OBJECTIVE: Looking at the data below, count the lines that contain the string "this". Write only the total.

[Records with interface code]
■ ■ ■ ■
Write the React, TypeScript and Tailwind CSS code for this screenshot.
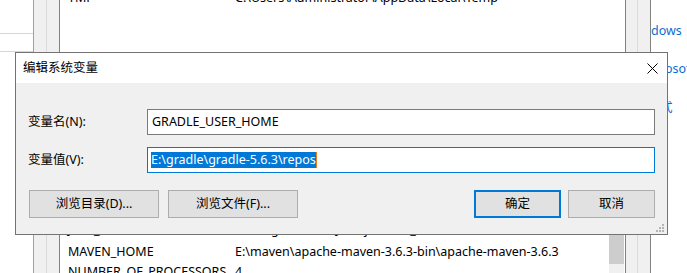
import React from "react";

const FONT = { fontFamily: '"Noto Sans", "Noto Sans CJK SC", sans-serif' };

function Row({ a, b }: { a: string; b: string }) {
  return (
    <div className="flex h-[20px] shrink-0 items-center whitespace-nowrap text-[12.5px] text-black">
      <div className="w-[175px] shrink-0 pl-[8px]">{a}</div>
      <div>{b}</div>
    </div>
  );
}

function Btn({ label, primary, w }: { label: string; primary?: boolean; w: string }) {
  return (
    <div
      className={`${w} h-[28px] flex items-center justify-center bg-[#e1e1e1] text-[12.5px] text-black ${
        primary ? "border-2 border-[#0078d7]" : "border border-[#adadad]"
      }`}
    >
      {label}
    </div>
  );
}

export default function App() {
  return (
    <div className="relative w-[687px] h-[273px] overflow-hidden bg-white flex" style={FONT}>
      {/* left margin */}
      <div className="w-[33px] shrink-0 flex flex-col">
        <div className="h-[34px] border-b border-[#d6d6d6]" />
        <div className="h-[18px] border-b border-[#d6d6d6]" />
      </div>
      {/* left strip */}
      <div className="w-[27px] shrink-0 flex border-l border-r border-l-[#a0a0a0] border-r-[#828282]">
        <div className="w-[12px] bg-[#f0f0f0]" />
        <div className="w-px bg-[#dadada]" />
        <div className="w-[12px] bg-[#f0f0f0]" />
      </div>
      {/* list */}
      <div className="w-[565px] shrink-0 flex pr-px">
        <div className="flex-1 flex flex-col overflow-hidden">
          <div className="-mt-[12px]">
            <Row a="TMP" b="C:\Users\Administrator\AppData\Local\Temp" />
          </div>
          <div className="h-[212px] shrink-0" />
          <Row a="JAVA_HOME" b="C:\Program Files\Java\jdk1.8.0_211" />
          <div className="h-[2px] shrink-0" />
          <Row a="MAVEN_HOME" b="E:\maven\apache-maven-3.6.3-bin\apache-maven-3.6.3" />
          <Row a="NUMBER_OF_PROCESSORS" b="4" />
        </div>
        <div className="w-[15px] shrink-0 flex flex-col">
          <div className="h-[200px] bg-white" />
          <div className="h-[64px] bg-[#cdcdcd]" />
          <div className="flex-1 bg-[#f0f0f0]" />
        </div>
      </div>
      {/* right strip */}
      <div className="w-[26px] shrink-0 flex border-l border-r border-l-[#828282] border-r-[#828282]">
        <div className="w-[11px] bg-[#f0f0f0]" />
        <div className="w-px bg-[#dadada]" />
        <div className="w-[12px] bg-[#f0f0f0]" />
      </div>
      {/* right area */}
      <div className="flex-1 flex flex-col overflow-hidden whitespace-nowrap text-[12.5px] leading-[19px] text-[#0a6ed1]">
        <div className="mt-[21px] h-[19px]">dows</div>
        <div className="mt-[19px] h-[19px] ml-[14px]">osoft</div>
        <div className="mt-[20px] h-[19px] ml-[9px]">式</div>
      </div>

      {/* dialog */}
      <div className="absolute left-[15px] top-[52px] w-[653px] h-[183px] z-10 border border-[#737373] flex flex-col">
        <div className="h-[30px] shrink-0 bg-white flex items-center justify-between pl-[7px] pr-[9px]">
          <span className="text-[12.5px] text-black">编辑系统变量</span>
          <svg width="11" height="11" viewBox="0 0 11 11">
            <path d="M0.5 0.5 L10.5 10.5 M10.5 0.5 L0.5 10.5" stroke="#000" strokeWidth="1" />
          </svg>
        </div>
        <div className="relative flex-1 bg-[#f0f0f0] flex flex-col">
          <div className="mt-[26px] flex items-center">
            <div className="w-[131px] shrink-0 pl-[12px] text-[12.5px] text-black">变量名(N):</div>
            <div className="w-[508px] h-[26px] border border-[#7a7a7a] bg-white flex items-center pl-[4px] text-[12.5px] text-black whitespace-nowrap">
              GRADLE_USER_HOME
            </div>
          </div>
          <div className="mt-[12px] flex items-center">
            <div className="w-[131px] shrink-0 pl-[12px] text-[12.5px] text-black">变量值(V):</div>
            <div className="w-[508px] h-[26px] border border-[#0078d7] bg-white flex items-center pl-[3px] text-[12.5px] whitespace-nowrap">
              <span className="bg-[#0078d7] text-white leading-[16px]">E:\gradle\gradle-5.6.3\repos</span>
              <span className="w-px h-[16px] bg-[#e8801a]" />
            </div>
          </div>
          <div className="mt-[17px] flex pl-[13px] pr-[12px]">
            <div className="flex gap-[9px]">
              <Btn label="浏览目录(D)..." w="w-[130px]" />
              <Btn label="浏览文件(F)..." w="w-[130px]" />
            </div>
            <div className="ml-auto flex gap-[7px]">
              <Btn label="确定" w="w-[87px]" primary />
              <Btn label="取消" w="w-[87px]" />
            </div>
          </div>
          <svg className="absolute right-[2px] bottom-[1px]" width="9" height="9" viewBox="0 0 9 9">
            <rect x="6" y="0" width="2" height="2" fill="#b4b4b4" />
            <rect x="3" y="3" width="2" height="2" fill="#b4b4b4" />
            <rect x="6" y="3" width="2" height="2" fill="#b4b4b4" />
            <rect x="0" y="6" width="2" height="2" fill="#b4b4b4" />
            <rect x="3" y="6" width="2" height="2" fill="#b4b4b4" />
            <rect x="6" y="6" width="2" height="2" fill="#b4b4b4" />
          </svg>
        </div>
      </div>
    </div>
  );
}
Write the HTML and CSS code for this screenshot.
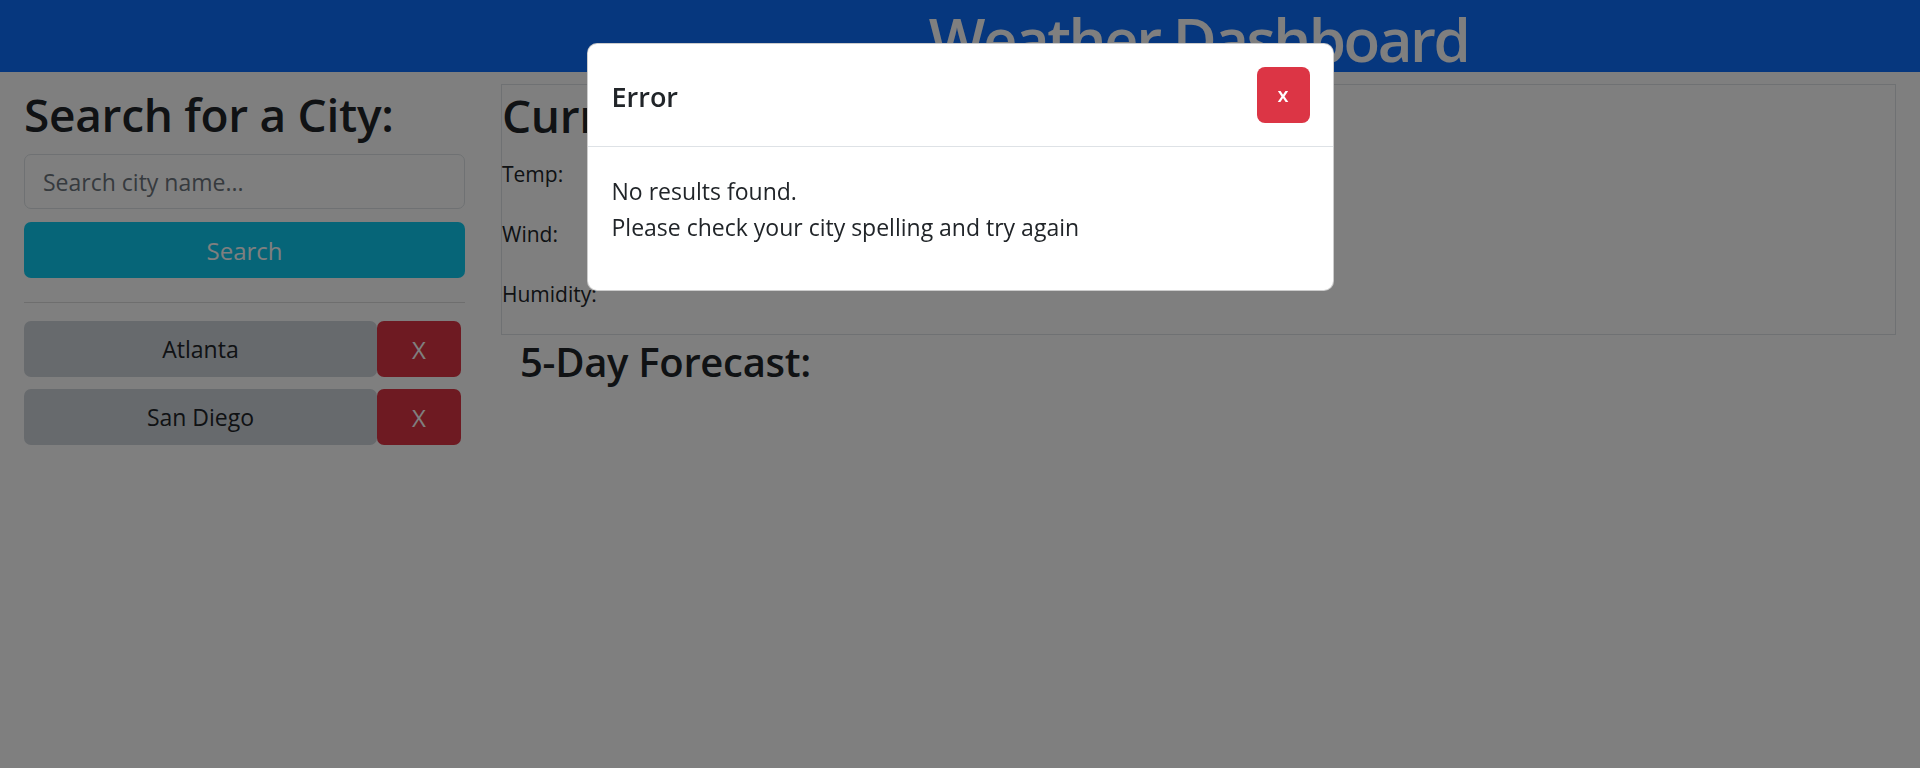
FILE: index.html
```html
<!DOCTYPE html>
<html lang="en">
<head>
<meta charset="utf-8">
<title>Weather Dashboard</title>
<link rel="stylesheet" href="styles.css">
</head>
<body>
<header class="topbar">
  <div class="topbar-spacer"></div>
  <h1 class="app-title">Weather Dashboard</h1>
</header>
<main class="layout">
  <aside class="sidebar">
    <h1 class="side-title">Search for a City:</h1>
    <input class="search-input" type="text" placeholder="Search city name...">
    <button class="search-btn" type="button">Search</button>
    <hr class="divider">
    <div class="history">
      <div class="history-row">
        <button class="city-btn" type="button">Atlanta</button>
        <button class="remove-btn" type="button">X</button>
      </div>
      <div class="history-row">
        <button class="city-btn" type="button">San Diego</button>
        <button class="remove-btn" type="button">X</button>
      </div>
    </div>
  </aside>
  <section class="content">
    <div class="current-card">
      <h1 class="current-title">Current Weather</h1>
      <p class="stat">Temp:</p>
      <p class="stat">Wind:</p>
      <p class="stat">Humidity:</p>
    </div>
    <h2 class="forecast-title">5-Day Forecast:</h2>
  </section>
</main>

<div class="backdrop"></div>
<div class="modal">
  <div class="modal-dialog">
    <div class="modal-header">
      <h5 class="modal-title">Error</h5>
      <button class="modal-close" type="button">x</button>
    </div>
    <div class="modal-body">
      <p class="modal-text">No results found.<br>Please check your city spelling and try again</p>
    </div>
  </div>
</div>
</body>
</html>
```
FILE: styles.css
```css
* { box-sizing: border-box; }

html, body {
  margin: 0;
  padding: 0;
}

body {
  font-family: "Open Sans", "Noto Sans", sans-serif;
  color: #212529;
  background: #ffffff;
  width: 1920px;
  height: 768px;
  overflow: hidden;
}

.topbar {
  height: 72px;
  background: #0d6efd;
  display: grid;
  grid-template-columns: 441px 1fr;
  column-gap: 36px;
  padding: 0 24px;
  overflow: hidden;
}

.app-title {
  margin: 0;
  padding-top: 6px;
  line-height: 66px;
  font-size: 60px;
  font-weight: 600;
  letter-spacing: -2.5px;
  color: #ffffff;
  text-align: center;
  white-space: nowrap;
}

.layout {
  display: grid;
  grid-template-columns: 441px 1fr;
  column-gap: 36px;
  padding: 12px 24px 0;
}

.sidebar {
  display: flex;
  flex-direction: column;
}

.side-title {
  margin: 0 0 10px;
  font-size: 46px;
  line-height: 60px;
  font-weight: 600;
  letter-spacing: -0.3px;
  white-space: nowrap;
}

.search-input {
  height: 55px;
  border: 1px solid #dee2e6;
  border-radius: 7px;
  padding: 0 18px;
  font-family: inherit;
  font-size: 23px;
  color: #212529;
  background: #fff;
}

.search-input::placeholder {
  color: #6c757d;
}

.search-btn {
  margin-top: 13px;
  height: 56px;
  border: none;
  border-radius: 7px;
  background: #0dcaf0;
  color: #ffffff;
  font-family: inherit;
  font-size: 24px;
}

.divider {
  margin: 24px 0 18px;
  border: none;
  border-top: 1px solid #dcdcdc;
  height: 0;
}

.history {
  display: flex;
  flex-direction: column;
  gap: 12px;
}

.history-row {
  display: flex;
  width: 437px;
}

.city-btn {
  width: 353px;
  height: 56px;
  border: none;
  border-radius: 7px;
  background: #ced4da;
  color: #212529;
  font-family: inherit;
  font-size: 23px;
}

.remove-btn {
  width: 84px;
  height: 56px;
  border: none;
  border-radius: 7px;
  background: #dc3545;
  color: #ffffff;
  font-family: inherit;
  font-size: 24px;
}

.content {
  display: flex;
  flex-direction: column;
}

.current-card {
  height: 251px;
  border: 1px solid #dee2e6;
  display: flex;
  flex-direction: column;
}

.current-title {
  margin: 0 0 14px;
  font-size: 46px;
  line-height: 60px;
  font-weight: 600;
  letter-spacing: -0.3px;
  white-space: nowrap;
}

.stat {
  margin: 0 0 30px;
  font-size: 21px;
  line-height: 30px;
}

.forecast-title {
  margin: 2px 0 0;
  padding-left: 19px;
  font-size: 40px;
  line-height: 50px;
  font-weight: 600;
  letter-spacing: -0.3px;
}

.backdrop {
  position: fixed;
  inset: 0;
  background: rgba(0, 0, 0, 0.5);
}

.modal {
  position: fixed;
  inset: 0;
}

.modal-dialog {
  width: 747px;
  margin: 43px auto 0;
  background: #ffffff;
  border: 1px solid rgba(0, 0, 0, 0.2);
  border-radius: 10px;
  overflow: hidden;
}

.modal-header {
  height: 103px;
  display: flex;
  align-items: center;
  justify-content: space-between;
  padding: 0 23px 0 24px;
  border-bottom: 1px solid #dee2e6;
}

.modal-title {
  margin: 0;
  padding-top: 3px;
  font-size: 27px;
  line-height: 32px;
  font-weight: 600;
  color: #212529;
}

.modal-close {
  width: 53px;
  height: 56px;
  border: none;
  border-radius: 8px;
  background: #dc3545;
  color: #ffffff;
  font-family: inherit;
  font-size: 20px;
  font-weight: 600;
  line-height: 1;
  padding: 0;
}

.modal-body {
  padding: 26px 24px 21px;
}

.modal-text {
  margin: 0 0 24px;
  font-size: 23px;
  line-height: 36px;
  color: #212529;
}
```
■ ■ ■ ■
PROBLEM SOLUTION: 2